● AIM
Every line that contains the word "React" should be copied out.

● COLLECTED DATA

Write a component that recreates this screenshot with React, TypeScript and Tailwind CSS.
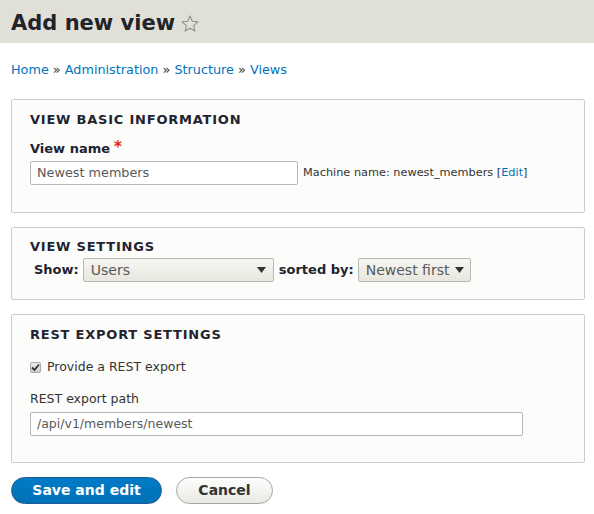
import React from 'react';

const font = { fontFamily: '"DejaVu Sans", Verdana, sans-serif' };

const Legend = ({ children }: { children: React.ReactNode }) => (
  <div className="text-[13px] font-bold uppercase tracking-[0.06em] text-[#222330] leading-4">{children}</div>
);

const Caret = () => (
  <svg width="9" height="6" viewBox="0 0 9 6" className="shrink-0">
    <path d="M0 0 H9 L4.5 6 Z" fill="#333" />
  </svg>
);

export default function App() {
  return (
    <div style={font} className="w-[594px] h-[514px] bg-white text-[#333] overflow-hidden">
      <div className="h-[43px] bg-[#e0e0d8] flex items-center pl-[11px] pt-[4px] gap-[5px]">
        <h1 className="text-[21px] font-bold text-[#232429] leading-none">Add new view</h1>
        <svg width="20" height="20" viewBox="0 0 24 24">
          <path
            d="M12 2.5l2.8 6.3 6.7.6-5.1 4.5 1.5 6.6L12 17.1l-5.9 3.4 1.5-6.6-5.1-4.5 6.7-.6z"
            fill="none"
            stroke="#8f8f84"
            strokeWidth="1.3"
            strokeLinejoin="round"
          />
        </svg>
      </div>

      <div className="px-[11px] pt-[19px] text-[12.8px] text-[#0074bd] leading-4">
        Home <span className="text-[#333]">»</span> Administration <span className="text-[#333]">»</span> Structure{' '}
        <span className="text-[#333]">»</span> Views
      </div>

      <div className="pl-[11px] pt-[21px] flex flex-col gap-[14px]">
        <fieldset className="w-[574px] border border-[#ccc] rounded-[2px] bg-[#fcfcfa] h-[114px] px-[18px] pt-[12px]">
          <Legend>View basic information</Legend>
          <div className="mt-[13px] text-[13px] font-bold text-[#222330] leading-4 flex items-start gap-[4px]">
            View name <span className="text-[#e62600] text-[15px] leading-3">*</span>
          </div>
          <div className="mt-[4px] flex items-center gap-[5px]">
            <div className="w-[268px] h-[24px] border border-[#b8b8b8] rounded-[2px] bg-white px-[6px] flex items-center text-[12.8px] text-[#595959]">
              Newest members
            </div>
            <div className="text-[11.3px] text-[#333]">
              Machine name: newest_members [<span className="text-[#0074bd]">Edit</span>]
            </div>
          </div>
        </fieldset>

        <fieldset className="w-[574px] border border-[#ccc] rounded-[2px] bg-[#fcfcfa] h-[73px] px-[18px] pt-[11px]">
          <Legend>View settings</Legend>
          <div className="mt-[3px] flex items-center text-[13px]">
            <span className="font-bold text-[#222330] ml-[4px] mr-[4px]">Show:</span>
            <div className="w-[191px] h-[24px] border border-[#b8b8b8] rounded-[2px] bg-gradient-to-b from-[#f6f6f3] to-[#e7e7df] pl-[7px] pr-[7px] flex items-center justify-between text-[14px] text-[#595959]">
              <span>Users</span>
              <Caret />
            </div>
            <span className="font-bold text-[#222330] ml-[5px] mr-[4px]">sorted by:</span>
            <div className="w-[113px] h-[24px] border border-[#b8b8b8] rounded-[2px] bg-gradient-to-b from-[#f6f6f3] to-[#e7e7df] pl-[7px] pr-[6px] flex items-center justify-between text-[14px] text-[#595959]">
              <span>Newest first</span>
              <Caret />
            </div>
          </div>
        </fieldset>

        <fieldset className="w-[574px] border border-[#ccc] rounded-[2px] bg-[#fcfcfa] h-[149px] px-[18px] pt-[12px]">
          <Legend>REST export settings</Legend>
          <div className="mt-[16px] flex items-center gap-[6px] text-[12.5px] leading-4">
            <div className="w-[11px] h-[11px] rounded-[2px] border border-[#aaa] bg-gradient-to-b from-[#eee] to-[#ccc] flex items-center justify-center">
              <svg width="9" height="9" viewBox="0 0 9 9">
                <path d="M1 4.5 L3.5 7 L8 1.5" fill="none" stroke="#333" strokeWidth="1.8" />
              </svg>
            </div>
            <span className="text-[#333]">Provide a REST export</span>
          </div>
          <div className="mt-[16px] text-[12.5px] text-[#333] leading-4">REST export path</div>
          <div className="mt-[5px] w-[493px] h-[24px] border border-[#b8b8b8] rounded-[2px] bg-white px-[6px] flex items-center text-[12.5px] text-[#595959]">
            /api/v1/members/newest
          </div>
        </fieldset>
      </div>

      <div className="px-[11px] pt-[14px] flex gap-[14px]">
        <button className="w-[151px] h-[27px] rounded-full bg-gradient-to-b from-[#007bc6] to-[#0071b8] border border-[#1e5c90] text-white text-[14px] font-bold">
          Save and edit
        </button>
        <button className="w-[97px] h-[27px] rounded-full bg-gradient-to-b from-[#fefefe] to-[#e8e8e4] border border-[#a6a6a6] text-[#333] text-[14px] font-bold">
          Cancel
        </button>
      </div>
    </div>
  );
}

● EXERCISE OUTPUT
Write a component that recreates this screenshot with React, TypeScript and Tailwind CSS.
import React from 'react';
const Legend = ({ children }: { children: React.ReactNode }) => (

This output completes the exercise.